P.S. En un viaje en tren por Japón lo que hay que hacer es mirar por la ventanilla, copón.

Jero Piñeiro dijo...

No he leído “Chapuzas de amor” (el cual la crítica prácticamente ha declarado unánimemente “novela gráfica del año”) porque todavía tengo que ponerme en serio con “Love & Rockets”: es una de mis mayores cuentas pendientes como lector de tebeos (tengo muchísimas, pero sin duda ésta es una de las más gordas) y espero que, llegado el momento, no me decepcione. Sin embargo veo una diferencia entre “Chapuzas de amor” y “El escultor”, y es que mientras Jaime Hernández se ha ganado su fama a pulso durante muchos años y muchos títulos, McCloud es conocido únicamente por una serie de hace lustros (“Zot!”) y varios libros teóricos, aunque nada remotamente parecido en envergadura y ambiciones a su último trabajo. De algún modo tengo la impresión de que se esperaba muchísimo de “El escultor” sin tener motivos reales para hacerlo. Si fuera lo nuevo de Chris Ware o de Craig Thompson entendería mejor el hype.

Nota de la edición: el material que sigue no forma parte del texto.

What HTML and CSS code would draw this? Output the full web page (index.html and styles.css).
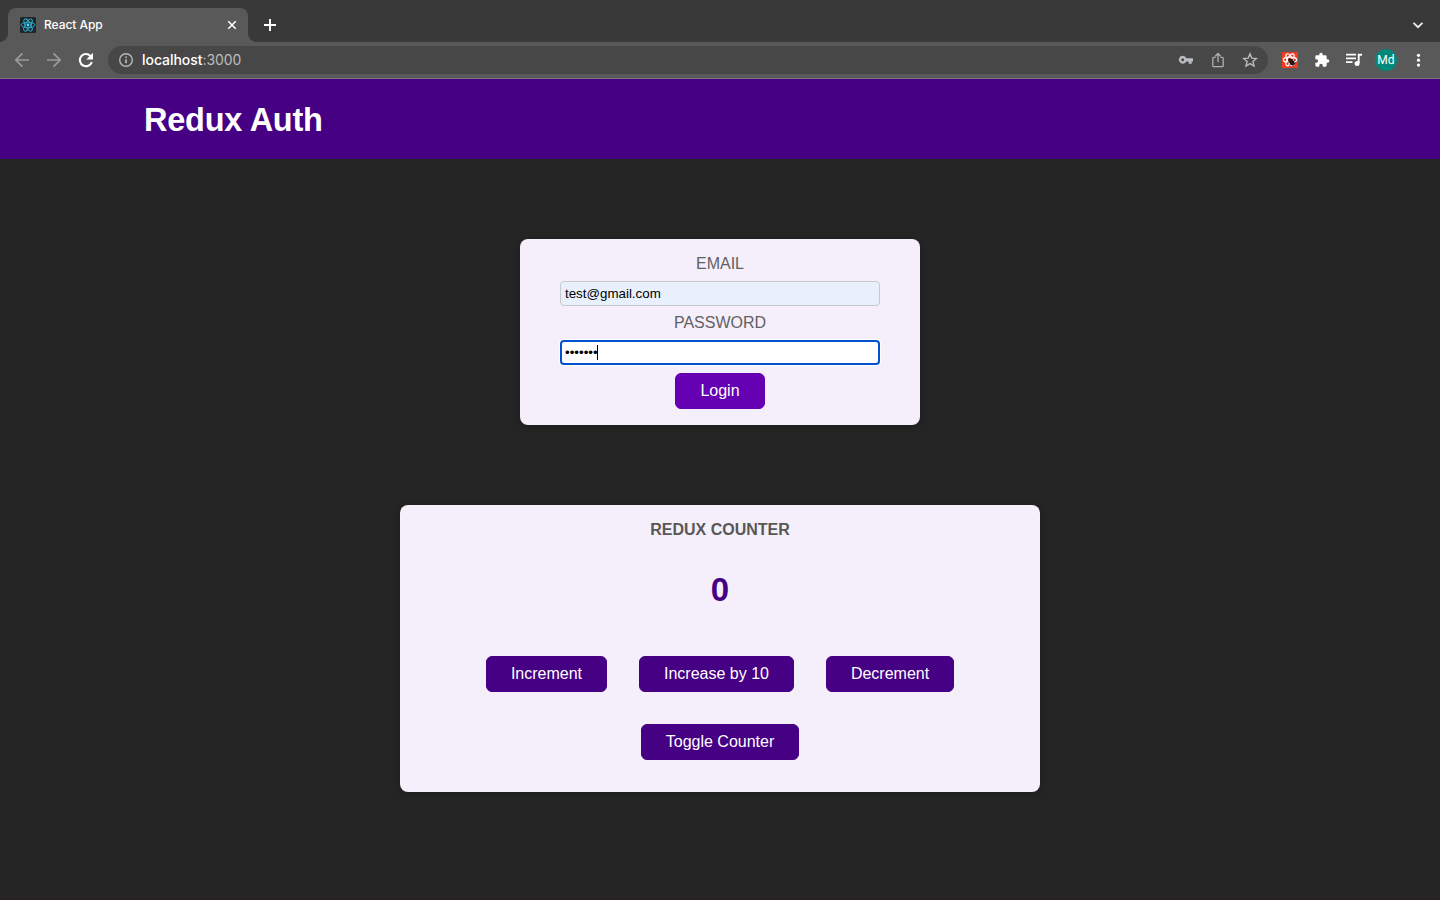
FILE: index.html
```html
<!DOCTYPE html>
<html lang="en">
<head>
<meta charset="utf-8">
<title>React App</title>
<link rel="stylesheet" href="styles.css">
</head>
<body>
<div class="browser">
  <div class="tabstrip">
    <div class="tab">
      <svg class="favicon" width="16" height="16" viewBox="0 0 16 16"><rect width="16" height="16" rx="1.5" fill="#20232a"/><g fill="none" stroke="#28b4d2" stroke-width=".9"><ellipse cx="8" cy="8" rx="6.9" ry="2.7"/><ellipse cx="8" cy="8" rx="6.9" ry="2.7" transform="rotate(60 8 8)"/><ellipse cx="8" cy="8" rx="6.9" ry="2.7" transform="rotate(120 8 8)"/></g><circle cx="8" cy="8" r="1.4" fill="#61dafb"/></svg>
      <span class="tab-title">React App</span>
      <svg width="16" height="16" viewBox="0 0 16 16"><path d="M4.3 4.3l7.4 7.4M11.7 4.3l-7.4 7.4" stroke="#fff" stroke-width="1.6"/></svg>
    </div>
    <svg class="new-tab" width="16" height="16" viewBox="0 0 16 16"><path d="M8 2v12M2 8h12" stroke="#fff" stroke-width="1.9"/></svg>
    <svg class="tab-search" width="16" height="16" viewBox="0 0 16 16"><path d="M3.5 5.8L8 10.2l4.5-4.4" fill="none" stroke="#eee" stroke-width="1.8"/></svg>
  </div>
  <div class="toolbar">
    <div class="nav">
      <svg width="16" height="16" viewBox="0 0 16 16"><path d="M15 8H1.8M8.5 1.3L1.8 8l6.700 6.700" fill="none" stroke="#9b9b9b" stroke-width="1.7"/></svg>
      <svg width="16" height="16" viewBox="0 0 16 16"><path d="M1 8h13.2M7.5 1.3L14.2 8l-6.700 6.700" fill="none" stroke="#9b9b9b" stroke-width="1.7"/></svg>
      <svg width="16" height="16" viewBox="0 0 16 16"><path d="M13.8 10A6.100 6.100 0 1 1 12.400 3.900L13.500 5" fill="none" stroke="#fff" stroke-width="2.100"/><path d="M15 .8v6.700H8.300z" fill="#fff"/></svg>
    </div>
    <div class="omnibox">
      <svg width="16" height="16" viewBox="0 0 16 16"><circle cx="8" cy="8" r="6.3" fill="none" stroke="#b4b8bc" stroke-width="1.4"/><path d="M8 7.2v4M8 4.500v1.600" stroke="#b4b8bc" stroke-width="1.7"/></svg>
      <span class="url">localhost<span class="port">:3000</span></span>
      <svg width="16" height="16" viewBox="0 0 16 16"><path fill="#b9bdc1" fill-rule="evenodd" d="M4.700 3.700a4 4 0 0 1 3.700 2.600H15v3.300h-1.300v2.100h-3V9.600H8.400A4 4 0 1 1 4.700 3.700zm0 2.600a1.500 1.500 0 1 0 0 3 1.500 1.500 0 0 0 0-3z"/></svg>
      <svg width="16" height="16" viewBox="0 0 16 16"><path d="M5.600 5.300H3.800q-1 0-1 1v7.400q0 1 1 1h8.400q1 0 1-1V6.300q0-1-1-1h-1.800M8 10.200V1.800M5.200 4.300L8 1.500l2.800 2.800" fill="none" stroke="#b0b0b0" stroke-width="1.300"/></svg>
      <svg width="16" height="16" viewBox="0 0 16 16"><path d="M8 1.900l1.800 4.200 4.600.4-3.500 3 1.100 4.500L8 11.600 4 14l1.100-4.500-3.500-3 4.600-.4z" fill="none" stroke="#bbb" stroke-width="1.400"/></svg>
    </div>
    <div class="extensions">
      <svg width="16" height="16" viewBox="0 0 16 16"><rect width="16" height="16" fill="#ef3b20"/><g fill="none" stroke="#fff" stroke-width="1.200"><ellipse cx="8" cy="7.800" rx="6.700" ry="2.600"/><ellipse cx="8" cy="7.800" rx="6.700" ry="2.600" transform="rotate(60 8 7.800)"/><ellipse cx="8" cy="7.800" rx="6.700" ry="2.600" transform="rotate(120 8 7.800)"/></g><g transform="rotate(-40 9.500 10)"><ellipse cx="9.500" cy="10.400" rx="2.300" ry="3.200" fill="#251713"/><circle cx="9.500" cy="6.800" r="1.300" fill="#251713"/><path d="M6 8l7 1M6 11h7M7 14l5-1" stroke="#251713" stroke-width=".9"/></g></svg>
      <svg width="16" height="16" viewBox="0 0 24 24"><path fill="#fff" d="M20.500 11H19V7a2 2 0 0 0-2-2h-4V3.500a2.500 2.500 0 0 0-5 0V5H4a2 2 0 0 0-2 2v3.800h1.500a2.700 2.700 0 0 1 0 5.400H2V20a2 2 0 0 0 2 2h3.800v-1.500a2.700 2.700 0 0 1 5.400 0V22H17a2 2 0 0 0 2-2v-4h1.500a2.500 2.500 0 0 0 0-5z"/></svg>
      <svg width="16" height="16" viewBox="0 0 16 16"><path d="M0 2.700h10M0 6.400h10M0 10.100h6.500" stroke="#fff" stroke-width="1.700"/><path d="M12.700 11V2.800H16" fill="none" stroke="#fff" stroke-width="1.900"/><circle cx="11.100" cy="11.400" r="2.500" fill="#fff"/></svg>
      <span class="avatar">Md</span>
      <svg class="menu" width="16" height="16" viewBox="0 0 16 16"><g fill="#fff"><circle cx="8.500" cy="3.300" r="1.600"/><circle cx="8.500" cy="8.200" r="1.600"/><circle cx="8.500" cy="13.100" r="1.600"/></g></svg>
    </div>
  </div>
  <div class="page">
    <header class="header"><h1 class="brand">Redux Auth</h1></header>
    <main class="main">
      <section class="card login-card">
        <label class="label" for="email">EMAIL</label>
        <input class="input autofill" id="email" type="text" value="test@gmail.com">
        <label class="label">PASSWORD</label>
        <div class="input focused"><span class="dots">•••••••</span><span class="caret"></span></div>
        <button class="button login">Login</button>
      </section>
      <section class="card counter">
        <h2 class="counter-title">REDUX COUNTER</h2>
        <div class="value">0</div>
        <div class="buttons">
          <button class="button increment">Increment</button>
          <button class="button increase">Increase by 10</button>
          <button class="button decrement">Decrement</button>
        </div>
        <button class="button toggle">Toggle Counter</button>
      </section>
    </main>
  </div>
</div>
</body>
</html>
```

FILE: styles.css
```css
* { box-sizing: border-box; }
body { margin: 0; background: #252525; font-family: "Liberation Sans", Arial, sans-serif; }
svg { display: block; flex: none; }
.browser { height: 900px; display: flex; flex-direction: column; overflow: hidden; }
.tabstrip { height: 42px; background: #393939; display: flex; align-items: center; padding: 8px 14px 0 8px; }
.tab { position: relative; width: 240px; height: 34px; background: #595959; border-radius: 8px 8px 0 0; display: flex; align-items: center; gap: 8px; padding: 0 8px 0 12px; }
.tab::before, .tab::after { content: ""; position: absolute; bottom: 0; width: 8px; height: 8px; }
.tab::before { left: -8px; background: radial-gradient(circle at 0 0, #393939 7.5px, #595959 8px); }
.tab::after { right: -8px; background: radial-gradient(circle at 100% 0, #393939 7.5px, #595959 8px); }
.tab-title { flex: 1; font: 500 12px/16px Inter, sans-serif; letter-spacing: -.05px; color: #fff; }
.new-tab { margin-left: 14px; }
.tab-search { margin-left: auto; }
.toolbar { height: 37px; background: #595959; border-bottom: 1px solid #777; display: flex; align-items: center; padding: 0 14px; }
.nav { display: flex; gap: 16px; }
.omnibox { width: 1160px; height: 28px; margin-left: 14px; border-radius: 14px; background: #474747; display: flex; align-items: center; gap: 16px; padding: 0 10px; }
.url { flex: 1; margin-left: -8px; font: 500 14px/20px Inter, sans-serif; letter-spacing: -.05px; color: #fff; }
.port { font-weight: 400; color: #bcbcbc; }
.extensions { flex: 1; display: flex; align-items: center; gap: 16px; margin-left: 14px; }
.avatar { width: 22px; height: 22px; margin: 0 -3px; border-radius: 50%; background: #00897b; color: #fff; font: 12px/23px Roboto, sans-serif; letter-spacing: .2px; text-align: center; }
.page { flex: 1; background: #252525; border-bottom: 2px solid #271f24; }
.header { height: 80px; padding: 0 144px; background: #450084; display: flex; align-items: center; }
.brand { margin: 2px 0 0; color: #fff; font-size: 32.5px; line-height: 40px; letter-spacing: -.25px; }
.main { display: flex; flex-direction: column; align-items: center; gap: 80px; padding-top: 80px; }
.card { background: #f5effc; border-radius: 8px; box-shadow: 0 1px 8px rgba(0, 0, 0, .25); display: flex; flex-direction: column; align-items: center; padding: 16px; }
.login-card { width: 400px; height: 186px; gap: 8px; }
.label { color: #616161; font-size: 16px; line-height: 18px; }
.input { width: 320px; height: 25px; border: 1px solid #c8c8c8; border-radius: 4px; padding: 1px 4px; font: 13.333px/21px "Liberation Sans", Arial, sans-serif; color: #000; background: #fff; }
.autofill { background: #e8f0fe; }
.focused { display: flex; align-items: center; border: 2px solid #0050d0; padding: 0 3px; box-shadow: 0 0 0 1px #fff; }
.dots { width: 32px; white-space: nowrap; font-size: 13.333px; }
.caret { width: 1px; height: 15px; background: #000; }
.button { height: 36px; border: 1px solid #450084; border-radius: 6px; background: #450084; color: #fff; padding: 0 0 1px; font: 16px/18px "Liberation Sans", Arial, sans-serif; }
.login { width: 90px; background: #6600b3; border-color: #6600b3; }
.counter { width: 640px; height: 287px; }
.counter-title { margin: 0; color: #575757; font-size: 16px; line-height: 18px; }
.value { margin: 32px 0 47px; color: #450084; font-size: 33px; font-weight: bold; line-height: 38px; }
.buttons { display: flex; gap: 32px; }
.increment { width: 121px; }
.increase { width: 155px; }
.decrement { width: 128px; }
.toggle { width: 158px; margin-top: 32px; }
```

Sí se le ven ganas a McCloud de exprimir el medio a nivel narrativo y de demostrar aplicaciones prácticas a todo lo que lleva años comentando desde el punto de vista del estudioso, pero no me parece una exposición de recursos tan exhaustiva como la que hace Mazzuchelli: aquí no siento que la forma devore al fondo, como sí me sucede con “Asterios Polyp” (aunque no me parece necesariamente un mal mayor; los ejercicios de estilo también tienen su encanto, ¿no?). Lo que es más subjetivo, claro, es que a ti no te gusten los “rayajos” y a mí sí me convenza el estilo pictórico de McCloud: hay momentos en que la narración se acelera, el autor añade un montón de líneas cinéticas y busca una expresividad mucho más sintética, con un punto a lo Tezuka, que a mí me va. Cuestión de gustos, supongo.

Entiendo que él se enamore de ella, aunque sólo sea por cómo entra la muchacha en escena: flechazo máximo. ¿Ella de él? No lo veo. Es decir: ocurre porque McCloud lo necesita para contar su historia. Como decía, Meg es la pata coja en lo que respecta a los personajes. No porque no caiga bien, sino porque hace lo que tiene que hacer para que a David le suceda lo que tiene que sucederle.

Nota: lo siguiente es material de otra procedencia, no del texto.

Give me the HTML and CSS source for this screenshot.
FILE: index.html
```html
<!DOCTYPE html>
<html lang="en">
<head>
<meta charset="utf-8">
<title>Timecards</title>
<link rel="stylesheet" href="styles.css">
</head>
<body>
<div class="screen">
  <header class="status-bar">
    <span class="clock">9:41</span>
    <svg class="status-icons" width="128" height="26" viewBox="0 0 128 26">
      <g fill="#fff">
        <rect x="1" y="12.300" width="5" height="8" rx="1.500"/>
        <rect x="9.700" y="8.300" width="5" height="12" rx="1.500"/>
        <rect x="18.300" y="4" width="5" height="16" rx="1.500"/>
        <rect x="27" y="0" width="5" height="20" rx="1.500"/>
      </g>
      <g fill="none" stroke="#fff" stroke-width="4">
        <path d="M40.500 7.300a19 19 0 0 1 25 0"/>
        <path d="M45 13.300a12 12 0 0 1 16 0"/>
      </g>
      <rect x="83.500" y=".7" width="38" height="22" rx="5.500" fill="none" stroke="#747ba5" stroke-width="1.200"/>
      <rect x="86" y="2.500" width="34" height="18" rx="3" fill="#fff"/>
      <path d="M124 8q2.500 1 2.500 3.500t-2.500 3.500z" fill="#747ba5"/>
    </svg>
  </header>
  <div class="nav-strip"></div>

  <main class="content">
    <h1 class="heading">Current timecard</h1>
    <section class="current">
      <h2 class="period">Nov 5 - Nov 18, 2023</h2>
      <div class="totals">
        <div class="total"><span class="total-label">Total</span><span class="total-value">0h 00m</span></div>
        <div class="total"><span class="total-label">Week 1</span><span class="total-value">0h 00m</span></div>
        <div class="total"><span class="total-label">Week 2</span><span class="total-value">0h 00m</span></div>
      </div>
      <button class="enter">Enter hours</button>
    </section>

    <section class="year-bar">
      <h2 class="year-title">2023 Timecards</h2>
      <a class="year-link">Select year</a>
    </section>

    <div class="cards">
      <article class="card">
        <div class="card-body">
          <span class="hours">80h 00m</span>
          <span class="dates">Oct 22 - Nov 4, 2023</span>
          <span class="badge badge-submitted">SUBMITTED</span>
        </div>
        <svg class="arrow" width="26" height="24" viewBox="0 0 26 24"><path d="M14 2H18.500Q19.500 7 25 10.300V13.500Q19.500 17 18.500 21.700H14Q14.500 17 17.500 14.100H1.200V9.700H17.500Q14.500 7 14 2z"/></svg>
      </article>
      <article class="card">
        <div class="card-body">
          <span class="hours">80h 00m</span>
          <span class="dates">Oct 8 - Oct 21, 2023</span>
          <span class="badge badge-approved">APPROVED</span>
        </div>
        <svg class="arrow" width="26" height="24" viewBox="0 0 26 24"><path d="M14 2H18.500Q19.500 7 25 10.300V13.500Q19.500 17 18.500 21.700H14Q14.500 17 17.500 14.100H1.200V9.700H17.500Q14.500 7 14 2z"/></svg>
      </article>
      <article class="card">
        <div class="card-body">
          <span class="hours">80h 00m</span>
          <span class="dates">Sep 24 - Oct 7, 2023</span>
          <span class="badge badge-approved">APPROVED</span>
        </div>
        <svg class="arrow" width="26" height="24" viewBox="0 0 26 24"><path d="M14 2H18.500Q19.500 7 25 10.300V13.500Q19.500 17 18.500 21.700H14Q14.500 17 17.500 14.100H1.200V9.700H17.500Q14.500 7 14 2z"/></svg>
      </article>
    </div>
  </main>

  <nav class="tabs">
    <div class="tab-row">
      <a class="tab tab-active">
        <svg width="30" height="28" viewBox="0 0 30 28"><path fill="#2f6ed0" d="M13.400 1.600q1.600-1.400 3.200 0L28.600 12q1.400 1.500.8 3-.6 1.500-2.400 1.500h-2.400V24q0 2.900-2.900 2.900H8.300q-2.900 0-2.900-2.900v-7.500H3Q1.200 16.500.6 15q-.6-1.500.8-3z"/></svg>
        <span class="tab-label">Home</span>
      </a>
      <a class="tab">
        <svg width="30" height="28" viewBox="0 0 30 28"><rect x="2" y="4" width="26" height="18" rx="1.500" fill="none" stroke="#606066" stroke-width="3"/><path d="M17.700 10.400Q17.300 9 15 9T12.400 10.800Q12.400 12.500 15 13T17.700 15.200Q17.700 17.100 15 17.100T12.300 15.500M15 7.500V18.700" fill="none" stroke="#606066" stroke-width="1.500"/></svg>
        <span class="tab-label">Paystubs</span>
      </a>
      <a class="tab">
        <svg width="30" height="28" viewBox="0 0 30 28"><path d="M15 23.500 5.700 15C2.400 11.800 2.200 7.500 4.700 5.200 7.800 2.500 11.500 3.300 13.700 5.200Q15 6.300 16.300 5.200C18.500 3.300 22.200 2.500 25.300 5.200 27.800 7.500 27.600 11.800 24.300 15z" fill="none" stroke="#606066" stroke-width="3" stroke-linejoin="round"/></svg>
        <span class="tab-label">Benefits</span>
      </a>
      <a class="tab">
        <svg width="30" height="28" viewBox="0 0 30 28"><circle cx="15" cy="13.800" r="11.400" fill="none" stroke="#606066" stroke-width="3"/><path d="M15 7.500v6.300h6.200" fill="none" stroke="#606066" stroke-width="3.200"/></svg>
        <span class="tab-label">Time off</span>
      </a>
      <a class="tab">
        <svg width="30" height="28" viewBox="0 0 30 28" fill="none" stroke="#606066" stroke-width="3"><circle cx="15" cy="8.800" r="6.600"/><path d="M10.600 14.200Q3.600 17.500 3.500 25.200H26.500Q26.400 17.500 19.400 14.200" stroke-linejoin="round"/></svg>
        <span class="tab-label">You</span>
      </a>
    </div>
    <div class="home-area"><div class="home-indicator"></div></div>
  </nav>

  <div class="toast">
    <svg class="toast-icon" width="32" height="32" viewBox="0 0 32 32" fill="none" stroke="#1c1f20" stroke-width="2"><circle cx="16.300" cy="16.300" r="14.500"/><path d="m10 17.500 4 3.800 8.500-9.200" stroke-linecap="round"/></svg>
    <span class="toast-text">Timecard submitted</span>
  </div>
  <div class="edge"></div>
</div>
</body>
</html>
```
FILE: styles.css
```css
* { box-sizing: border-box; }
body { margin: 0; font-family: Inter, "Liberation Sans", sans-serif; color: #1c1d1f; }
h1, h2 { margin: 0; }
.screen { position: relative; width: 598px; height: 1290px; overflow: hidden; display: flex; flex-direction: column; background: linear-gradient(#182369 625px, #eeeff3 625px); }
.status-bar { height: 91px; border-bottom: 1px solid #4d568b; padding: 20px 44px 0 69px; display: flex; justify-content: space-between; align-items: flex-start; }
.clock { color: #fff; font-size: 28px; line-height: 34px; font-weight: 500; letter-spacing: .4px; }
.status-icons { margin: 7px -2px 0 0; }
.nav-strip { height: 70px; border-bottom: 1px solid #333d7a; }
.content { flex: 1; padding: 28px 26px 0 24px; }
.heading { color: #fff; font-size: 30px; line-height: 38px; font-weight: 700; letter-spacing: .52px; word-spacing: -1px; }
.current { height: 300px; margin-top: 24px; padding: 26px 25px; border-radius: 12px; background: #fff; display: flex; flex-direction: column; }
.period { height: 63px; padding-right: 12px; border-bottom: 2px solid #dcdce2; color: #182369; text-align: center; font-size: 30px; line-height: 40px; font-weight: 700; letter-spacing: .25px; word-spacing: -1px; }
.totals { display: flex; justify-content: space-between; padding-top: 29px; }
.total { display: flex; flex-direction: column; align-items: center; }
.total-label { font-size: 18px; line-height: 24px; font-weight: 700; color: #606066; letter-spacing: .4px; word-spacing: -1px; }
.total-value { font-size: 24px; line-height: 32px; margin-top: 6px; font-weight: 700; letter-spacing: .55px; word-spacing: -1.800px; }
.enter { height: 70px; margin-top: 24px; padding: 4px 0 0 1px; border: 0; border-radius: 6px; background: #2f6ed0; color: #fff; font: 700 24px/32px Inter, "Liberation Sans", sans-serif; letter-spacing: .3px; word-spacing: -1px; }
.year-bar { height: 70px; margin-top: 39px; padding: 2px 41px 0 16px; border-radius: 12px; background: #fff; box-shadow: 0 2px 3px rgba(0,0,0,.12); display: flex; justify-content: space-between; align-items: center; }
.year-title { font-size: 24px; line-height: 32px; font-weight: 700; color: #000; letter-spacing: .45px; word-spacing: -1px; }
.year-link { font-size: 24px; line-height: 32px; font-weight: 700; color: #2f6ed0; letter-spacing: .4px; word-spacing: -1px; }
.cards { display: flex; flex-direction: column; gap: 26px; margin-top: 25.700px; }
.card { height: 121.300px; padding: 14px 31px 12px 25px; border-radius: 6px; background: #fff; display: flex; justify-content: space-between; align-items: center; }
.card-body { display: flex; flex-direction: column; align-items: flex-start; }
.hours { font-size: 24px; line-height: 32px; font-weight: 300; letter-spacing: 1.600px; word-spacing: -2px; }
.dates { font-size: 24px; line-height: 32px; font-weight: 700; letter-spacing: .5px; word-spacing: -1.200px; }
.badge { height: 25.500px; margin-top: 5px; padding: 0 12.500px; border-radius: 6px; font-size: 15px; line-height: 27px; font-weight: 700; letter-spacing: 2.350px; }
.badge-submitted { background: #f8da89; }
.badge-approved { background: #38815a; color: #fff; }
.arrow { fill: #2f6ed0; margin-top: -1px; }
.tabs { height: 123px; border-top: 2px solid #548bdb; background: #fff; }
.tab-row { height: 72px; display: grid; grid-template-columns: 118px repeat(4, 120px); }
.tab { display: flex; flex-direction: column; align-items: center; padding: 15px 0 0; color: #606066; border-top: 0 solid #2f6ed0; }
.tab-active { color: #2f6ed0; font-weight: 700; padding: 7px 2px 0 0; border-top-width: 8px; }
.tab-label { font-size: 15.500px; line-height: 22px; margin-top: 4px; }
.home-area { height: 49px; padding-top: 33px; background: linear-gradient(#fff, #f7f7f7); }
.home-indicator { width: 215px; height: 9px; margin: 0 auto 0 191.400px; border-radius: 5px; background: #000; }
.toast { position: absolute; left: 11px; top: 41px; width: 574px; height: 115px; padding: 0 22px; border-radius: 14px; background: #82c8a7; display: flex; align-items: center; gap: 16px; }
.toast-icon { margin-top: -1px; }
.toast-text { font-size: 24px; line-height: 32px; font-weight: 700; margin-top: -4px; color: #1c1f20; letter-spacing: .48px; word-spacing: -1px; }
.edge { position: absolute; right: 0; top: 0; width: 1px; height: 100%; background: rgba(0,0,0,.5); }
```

El final sí me ha gustado: es un topicazo (también me vale King Kong subiendo al Empire State) pero McCloud lo ha ido preparando desde la mitad (más o menos) del tomo y para mí tiene bastante sentido. ¿Podía haber ido por otros derroteros? Por supuesto. Pero no me ha molestado en absoluto y, de hecho, me ha tenido con los ojos pegados a las viñetas en ambas lecturas. ¿Y la obra final? Como manifestación artística no es nada del otro jueves, pero creo que eso no es lo que pretendían ni David ni McCloud.

PD: los primeros 5 ó 6 viajes en tren por Japón fueron un flipe. Aunque parezca difícil de creer, luego uno se acostumbra.

Nonchalant Debonair dijo...

Love & Rockets es en realidad dos sagas: Locas y Palomar. Locas va de menos a más. Del pop kitsch a la biografía emocional. Palomar es muy grande hasta que a Beto se le va la olla, pero siempre merece la pena.

Es cierto que Asterios Polyp parece demasiado ansioso por apabullar, pero yo sí veo debajo una gran historia que me interesó hasta su resolución final. En cierto modo, y creo que es a lo que te refieres, Watchmen tampoco cuenta con un gran argumento. Yo, cada vez que lo releo, me encuentro poniendo más atención a la forma en que la cuenta.

Lo de “rayajos” es mi tendencia a la hipérbole humorística más o menos lograda, pero digamos que a veces me da la sensación de que no se esfuerza, de que podría haber puesto más trabajo, de que está pensando “con esto me vale” y ese tipo de síntesis entre la expresión y la resolución no siempre se consigue a menos que seas Alex Toth.